**Data section:**

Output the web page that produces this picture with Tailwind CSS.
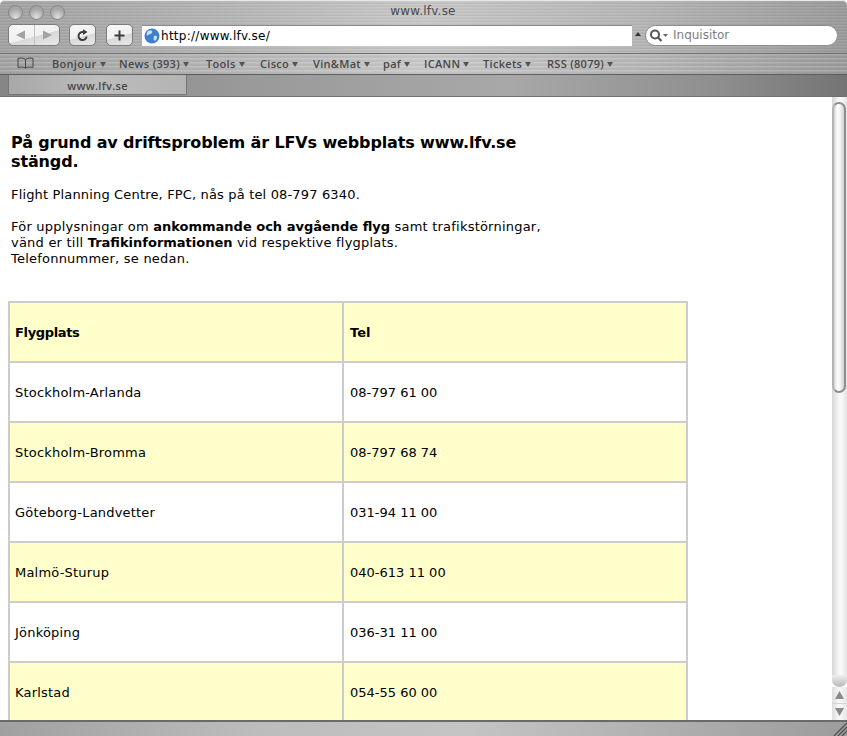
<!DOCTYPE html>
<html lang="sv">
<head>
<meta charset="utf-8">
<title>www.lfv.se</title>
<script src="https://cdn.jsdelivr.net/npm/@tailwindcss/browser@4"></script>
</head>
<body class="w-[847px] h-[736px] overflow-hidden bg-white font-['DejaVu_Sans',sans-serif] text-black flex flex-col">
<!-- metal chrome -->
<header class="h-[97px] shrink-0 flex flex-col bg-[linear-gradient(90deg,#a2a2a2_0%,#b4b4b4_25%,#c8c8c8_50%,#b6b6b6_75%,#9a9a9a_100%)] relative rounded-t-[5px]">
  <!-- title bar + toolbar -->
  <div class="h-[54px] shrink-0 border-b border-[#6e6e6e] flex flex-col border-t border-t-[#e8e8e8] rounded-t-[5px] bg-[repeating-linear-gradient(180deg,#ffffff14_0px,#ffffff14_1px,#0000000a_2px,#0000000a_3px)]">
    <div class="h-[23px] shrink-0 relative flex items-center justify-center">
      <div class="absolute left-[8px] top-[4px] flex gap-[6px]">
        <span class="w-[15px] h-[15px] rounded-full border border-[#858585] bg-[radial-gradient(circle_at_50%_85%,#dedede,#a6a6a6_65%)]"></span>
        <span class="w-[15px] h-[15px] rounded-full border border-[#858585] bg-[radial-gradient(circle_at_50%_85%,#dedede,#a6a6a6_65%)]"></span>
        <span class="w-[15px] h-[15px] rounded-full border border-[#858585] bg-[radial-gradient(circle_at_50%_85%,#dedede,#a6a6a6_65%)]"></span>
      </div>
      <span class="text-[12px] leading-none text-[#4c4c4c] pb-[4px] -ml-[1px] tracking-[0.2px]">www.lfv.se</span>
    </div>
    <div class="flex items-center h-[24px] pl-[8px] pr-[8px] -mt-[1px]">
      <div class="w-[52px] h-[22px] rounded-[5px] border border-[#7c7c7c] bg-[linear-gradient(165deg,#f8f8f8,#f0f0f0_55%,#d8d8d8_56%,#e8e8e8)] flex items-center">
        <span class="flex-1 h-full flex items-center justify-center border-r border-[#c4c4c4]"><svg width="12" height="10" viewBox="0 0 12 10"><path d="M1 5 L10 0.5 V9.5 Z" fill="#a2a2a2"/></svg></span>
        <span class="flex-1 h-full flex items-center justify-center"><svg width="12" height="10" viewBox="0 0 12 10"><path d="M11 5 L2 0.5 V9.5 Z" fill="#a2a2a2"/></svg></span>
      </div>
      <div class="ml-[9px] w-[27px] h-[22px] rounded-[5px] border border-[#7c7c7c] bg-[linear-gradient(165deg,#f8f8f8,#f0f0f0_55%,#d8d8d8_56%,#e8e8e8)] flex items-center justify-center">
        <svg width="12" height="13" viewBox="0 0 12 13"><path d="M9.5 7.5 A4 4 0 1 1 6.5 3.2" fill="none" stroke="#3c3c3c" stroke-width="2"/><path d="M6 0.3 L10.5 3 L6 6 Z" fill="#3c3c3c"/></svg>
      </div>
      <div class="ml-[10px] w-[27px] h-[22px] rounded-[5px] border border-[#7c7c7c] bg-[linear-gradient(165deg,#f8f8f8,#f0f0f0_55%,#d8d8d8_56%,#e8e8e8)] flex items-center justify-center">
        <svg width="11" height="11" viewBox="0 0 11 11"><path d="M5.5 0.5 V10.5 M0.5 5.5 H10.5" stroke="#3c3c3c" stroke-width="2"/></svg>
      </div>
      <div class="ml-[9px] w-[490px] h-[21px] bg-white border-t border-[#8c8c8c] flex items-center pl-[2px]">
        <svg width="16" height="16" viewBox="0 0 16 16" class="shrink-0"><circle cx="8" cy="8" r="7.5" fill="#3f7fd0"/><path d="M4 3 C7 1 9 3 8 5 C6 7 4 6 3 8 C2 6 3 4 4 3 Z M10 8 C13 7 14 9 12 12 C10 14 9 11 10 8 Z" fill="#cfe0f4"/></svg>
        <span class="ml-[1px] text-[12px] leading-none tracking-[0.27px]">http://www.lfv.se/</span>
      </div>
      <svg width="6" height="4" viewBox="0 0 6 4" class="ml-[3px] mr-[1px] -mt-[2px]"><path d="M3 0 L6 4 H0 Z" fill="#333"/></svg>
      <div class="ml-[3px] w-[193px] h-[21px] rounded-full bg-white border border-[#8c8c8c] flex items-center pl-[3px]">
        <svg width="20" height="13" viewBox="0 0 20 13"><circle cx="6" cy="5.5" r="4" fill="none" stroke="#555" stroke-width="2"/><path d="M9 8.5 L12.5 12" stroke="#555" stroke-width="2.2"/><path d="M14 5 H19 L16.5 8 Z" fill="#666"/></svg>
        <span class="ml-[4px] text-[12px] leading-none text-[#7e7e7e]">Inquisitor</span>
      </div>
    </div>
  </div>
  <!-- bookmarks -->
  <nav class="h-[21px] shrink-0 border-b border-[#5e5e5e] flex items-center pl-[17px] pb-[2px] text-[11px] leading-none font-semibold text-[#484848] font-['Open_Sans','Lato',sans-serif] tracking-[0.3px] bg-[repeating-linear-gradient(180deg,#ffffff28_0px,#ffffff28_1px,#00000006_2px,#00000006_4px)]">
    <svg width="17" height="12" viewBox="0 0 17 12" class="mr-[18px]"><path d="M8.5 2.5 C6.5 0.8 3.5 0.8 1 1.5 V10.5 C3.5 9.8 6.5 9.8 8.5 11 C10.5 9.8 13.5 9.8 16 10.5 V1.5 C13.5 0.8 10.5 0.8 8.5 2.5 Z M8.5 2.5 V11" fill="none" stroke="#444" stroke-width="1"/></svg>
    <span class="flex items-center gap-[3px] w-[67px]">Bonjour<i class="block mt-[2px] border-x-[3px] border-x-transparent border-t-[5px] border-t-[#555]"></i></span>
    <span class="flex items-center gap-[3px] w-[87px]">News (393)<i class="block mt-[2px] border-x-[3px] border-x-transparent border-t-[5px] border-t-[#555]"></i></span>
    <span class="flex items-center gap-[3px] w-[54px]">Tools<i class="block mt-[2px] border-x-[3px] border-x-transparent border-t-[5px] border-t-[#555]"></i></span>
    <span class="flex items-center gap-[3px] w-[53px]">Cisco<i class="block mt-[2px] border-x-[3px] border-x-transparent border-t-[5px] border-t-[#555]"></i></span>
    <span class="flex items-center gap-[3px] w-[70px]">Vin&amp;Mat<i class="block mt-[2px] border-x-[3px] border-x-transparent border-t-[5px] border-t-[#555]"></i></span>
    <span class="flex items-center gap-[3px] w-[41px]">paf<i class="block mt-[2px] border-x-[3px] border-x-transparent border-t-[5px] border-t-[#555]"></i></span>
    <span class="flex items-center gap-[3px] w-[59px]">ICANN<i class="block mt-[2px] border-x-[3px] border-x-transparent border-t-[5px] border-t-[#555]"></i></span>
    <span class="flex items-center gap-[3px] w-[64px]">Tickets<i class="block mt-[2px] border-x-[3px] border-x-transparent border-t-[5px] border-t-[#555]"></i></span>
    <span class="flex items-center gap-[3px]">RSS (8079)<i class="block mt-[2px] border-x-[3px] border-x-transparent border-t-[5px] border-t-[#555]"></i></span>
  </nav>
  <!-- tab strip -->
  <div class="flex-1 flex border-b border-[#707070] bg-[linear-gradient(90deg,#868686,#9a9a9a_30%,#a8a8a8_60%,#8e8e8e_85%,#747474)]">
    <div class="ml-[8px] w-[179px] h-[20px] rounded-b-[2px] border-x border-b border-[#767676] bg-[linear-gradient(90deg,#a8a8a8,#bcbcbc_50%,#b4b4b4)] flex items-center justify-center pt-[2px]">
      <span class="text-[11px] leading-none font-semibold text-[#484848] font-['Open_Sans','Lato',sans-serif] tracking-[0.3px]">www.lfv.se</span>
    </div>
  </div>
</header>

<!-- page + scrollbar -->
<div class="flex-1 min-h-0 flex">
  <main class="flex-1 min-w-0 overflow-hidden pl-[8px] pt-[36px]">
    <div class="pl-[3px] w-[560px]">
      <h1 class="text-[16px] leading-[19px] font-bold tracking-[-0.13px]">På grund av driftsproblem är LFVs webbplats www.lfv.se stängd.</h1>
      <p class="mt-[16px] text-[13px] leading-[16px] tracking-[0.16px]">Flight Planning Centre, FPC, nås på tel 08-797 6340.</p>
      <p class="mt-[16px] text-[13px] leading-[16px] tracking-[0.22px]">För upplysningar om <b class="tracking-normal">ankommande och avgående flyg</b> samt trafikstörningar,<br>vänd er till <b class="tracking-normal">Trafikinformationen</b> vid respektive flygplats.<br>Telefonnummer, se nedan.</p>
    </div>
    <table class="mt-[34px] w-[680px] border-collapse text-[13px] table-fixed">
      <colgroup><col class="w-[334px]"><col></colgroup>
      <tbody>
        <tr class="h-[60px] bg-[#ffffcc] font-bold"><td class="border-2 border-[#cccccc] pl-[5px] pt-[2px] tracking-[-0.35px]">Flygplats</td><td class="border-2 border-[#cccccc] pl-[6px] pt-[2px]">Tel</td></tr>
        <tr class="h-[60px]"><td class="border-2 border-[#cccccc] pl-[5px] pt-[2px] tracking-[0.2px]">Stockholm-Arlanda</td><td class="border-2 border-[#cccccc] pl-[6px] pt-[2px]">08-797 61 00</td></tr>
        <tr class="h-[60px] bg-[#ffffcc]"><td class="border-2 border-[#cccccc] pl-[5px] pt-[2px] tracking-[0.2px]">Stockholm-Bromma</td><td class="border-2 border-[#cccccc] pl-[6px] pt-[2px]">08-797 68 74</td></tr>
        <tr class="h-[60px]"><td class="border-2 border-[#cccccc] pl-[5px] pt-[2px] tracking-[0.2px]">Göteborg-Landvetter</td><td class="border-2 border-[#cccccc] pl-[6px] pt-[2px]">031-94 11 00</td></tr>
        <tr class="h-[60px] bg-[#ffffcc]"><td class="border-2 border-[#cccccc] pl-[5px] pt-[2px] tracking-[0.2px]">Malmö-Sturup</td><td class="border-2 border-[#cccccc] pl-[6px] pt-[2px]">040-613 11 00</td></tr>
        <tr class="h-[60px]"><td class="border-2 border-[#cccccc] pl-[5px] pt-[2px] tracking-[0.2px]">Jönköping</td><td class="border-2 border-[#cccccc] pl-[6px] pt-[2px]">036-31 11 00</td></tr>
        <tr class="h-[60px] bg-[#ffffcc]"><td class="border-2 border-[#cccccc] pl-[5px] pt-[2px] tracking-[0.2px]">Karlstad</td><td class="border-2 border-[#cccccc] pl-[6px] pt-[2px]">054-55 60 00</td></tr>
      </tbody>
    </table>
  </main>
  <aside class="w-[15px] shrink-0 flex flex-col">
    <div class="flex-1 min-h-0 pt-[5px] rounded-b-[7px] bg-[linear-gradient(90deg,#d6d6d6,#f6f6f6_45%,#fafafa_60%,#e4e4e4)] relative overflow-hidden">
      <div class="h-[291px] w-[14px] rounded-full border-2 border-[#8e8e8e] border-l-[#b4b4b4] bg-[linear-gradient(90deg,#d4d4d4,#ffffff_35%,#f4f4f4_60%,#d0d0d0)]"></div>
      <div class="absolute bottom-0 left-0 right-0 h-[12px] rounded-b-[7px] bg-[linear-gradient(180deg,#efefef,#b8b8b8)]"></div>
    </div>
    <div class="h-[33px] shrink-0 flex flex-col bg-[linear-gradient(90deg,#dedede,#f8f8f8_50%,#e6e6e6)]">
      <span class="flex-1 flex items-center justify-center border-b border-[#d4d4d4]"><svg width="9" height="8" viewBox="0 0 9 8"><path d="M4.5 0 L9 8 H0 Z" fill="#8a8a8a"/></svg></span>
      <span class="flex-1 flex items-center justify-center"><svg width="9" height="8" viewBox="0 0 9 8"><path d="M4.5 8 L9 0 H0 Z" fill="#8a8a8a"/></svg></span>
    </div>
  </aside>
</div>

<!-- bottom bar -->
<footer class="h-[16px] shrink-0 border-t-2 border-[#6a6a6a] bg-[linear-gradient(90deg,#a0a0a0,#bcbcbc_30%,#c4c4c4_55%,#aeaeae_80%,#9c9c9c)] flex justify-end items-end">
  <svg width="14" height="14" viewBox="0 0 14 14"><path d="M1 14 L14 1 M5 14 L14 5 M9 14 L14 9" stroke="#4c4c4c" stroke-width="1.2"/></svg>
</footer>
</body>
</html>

**What the exercise asks:**
Search the lines for the word "page" and report how many contain it, by number only.

**Output:**
2